Joe Magner, Univ of Minnesota, Dept of Forest Resources, 115 Green Hall, St. Paul, MN 55108 and Kenneth N. Brooks, Univ of Minnesota, Dept of Forest Resources, 115 Green Hall, St. Paul, MN 55108.

Turbidity is a numeric criteria used to assess the water quality condition of Minnesota streams; however turbidity does not equal suspended inorganic sediment. Regions with lacustrine geology tend to have relatively high stream turbidity because channels are formed in fine-grained silts and clays. When Minnesota’s numeric water quality criteria for turbidity is exceeded, then the Clean Water Act requires the development of a total maximum daily load (TMDL). However, regions underlain with fine-grained lacustrine deposits yield large natural background loads of suspended inorganic sediment that remain suspended, and transported downstream. Mass wasting of cohesive sediment into the Nemadji River has been a historic process driving exceedance of numeric water quality standards. Hydrogeologic pathways were evaluated along with 19 geomorphic metrics, collected at 15 sites with varying drainage areas in the upper Nemadji River basin, northeastern Minnesota.
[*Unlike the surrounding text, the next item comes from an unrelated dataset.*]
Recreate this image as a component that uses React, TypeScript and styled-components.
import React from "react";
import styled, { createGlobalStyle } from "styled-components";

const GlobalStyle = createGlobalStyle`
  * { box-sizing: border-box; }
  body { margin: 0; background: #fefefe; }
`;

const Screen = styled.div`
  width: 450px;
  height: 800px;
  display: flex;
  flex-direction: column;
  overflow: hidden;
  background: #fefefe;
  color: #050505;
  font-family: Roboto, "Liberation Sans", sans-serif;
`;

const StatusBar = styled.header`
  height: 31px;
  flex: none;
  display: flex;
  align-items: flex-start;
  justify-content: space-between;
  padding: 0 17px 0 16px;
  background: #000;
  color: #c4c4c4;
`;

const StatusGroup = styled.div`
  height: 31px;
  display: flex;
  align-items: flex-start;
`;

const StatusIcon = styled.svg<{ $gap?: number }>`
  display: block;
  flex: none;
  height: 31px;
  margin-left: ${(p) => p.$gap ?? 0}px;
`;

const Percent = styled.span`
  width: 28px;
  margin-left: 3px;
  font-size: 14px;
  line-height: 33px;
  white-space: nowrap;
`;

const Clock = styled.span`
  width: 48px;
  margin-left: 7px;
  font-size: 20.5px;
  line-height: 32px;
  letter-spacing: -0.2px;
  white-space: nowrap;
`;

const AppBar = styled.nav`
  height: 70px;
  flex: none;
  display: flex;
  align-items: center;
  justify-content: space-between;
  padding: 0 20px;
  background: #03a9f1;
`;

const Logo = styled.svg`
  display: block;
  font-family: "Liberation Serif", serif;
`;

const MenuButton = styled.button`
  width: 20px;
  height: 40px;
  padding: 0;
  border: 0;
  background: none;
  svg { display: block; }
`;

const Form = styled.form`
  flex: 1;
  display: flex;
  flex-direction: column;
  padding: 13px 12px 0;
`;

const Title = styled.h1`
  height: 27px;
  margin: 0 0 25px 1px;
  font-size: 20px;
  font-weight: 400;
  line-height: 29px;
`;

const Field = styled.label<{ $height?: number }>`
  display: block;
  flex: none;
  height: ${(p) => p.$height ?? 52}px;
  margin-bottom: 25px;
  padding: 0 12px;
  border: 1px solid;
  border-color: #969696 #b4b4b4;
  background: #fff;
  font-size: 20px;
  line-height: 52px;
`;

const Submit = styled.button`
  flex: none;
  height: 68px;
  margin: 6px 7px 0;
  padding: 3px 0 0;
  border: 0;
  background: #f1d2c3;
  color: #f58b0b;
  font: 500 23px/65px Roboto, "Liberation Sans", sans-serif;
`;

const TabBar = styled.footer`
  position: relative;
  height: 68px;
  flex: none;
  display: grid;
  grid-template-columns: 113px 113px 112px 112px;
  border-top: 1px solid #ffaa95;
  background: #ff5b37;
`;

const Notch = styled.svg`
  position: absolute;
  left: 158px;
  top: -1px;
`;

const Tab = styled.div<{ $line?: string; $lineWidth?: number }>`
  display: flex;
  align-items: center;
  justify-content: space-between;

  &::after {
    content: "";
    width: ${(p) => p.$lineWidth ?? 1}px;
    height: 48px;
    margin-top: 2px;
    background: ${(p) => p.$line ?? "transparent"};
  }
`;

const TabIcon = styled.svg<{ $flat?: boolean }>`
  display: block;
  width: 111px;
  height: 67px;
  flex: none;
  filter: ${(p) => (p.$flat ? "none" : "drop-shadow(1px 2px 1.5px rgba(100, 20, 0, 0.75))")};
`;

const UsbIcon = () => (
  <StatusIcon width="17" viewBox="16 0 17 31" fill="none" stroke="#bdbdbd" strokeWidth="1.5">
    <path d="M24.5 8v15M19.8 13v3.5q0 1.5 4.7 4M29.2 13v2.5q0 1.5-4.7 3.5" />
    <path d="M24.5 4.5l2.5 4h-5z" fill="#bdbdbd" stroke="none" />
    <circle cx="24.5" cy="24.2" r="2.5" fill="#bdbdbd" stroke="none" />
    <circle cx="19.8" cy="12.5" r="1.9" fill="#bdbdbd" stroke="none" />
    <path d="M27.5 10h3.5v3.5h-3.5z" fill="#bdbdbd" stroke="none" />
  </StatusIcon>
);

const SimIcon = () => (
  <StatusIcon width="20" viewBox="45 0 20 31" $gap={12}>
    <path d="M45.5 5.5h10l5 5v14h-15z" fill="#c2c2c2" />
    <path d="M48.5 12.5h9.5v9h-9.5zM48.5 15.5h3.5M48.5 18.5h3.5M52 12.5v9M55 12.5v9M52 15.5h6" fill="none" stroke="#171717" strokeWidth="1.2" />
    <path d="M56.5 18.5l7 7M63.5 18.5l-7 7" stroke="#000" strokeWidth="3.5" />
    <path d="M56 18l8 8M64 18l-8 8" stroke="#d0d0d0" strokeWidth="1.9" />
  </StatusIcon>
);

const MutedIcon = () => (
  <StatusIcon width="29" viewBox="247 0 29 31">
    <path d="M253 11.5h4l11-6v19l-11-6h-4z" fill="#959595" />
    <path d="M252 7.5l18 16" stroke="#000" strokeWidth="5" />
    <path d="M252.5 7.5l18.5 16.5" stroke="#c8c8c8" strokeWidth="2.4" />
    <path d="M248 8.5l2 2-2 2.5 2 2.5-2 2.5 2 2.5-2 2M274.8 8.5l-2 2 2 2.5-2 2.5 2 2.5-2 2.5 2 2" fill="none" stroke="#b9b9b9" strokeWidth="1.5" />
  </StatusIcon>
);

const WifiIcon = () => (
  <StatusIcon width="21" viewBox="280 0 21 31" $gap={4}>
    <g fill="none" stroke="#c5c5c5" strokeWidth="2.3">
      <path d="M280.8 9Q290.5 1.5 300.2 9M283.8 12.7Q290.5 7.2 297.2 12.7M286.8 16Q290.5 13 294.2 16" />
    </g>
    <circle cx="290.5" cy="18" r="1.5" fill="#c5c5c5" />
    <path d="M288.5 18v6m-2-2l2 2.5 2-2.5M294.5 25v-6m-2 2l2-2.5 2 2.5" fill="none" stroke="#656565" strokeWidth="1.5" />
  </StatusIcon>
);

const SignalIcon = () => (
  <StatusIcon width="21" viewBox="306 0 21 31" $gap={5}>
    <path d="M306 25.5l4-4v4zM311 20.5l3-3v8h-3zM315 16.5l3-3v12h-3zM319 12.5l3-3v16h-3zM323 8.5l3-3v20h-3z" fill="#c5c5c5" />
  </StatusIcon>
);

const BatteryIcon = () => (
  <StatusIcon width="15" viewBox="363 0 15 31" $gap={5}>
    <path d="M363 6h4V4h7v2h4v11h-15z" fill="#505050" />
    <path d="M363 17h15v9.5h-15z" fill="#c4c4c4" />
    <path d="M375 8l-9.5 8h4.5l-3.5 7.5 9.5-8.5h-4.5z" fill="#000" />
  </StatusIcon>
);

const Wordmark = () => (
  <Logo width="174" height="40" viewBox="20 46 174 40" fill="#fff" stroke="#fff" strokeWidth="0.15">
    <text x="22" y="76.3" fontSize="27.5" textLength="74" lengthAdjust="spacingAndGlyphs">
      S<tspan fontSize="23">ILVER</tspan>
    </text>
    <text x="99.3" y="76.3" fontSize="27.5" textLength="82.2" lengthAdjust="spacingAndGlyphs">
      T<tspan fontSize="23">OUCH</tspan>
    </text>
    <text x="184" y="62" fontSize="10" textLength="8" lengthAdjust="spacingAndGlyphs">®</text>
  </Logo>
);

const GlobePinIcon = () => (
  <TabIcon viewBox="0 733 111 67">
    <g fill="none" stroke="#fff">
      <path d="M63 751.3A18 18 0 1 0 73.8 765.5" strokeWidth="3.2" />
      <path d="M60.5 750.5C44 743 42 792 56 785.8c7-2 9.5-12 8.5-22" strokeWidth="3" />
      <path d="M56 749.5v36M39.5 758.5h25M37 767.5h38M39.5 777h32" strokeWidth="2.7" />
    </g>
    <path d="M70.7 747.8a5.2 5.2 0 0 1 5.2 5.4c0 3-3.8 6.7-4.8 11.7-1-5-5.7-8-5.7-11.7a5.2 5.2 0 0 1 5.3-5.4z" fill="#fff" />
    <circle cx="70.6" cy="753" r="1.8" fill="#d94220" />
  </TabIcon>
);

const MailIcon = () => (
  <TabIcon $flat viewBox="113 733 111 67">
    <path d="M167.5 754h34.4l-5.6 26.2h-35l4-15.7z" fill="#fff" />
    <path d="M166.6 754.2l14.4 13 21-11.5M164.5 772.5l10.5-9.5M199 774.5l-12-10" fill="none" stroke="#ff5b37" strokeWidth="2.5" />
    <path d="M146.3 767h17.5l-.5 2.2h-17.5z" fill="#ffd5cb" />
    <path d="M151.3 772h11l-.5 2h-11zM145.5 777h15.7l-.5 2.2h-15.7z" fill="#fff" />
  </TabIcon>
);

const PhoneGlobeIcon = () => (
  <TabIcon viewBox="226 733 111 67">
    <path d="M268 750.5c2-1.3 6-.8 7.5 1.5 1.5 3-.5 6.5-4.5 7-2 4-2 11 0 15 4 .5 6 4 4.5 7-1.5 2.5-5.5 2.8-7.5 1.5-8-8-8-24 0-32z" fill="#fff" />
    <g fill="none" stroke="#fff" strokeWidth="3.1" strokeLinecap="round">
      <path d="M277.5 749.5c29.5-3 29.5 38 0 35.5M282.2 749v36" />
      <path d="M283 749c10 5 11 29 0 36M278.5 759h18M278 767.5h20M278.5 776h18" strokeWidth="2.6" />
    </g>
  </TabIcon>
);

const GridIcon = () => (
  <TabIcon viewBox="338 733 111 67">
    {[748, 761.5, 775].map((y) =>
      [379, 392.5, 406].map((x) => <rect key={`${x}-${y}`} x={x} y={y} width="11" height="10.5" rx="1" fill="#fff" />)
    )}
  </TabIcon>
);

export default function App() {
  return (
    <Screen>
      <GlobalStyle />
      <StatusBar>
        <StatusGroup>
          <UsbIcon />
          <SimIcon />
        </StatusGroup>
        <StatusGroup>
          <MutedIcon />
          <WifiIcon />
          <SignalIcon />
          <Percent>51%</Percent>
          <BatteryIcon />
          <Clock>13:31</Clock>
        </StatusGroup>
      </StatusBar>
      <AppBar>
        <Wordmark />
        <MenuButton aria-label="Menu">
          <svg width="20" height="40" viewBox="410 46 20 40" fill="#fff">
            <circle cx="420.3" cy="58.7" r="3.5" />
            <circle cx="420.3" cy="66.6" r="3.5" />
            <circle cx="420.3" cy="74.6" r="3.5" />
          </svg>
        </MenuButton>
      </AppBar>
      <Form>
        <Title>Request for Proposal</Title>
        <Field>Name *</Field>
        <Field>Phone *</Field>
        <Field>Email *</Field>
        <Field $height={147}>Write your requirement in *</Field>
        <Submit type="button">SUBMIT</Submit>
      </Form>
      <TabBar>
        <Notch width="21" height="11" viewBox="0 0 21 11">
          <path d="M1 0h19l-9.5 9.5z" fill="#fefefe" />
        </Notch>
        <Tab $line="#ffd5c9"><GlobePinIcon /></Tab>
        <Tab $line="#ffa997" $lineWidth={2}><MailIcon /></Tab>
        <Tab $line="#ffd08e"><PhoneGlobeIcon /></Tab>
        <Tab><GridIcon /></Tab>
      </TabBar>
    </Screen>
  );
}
Regression results suggest an important spatial scale threshold exists at 2 km2 for D84/mean bankfull channel depth and channel slope. Principal components analysis (PCA) found over 98 % of the variance between sites could be explained by 5 shape metrics: bankfull channel width, depth, maximum depth, cross-sectional area, and valley beltwidth. An erosion risk matrix was developed using a ratio of total channel boundary shear stress/bankfull channel boundary shear stress (τtbf), and a ratio of valley beltwidth/floodprone channel width. Sinuosity (related to channel slope and beltwidth), and the τtbf ratio were the best predictors of erosion risk using a stepwise linear regression model. The Nemadji River basin lacked sufficient coarse-grained material in the clayey lacustrine core region to provide channel evolutionary aggradation; sediment aggradation is important for hydraulic continuity.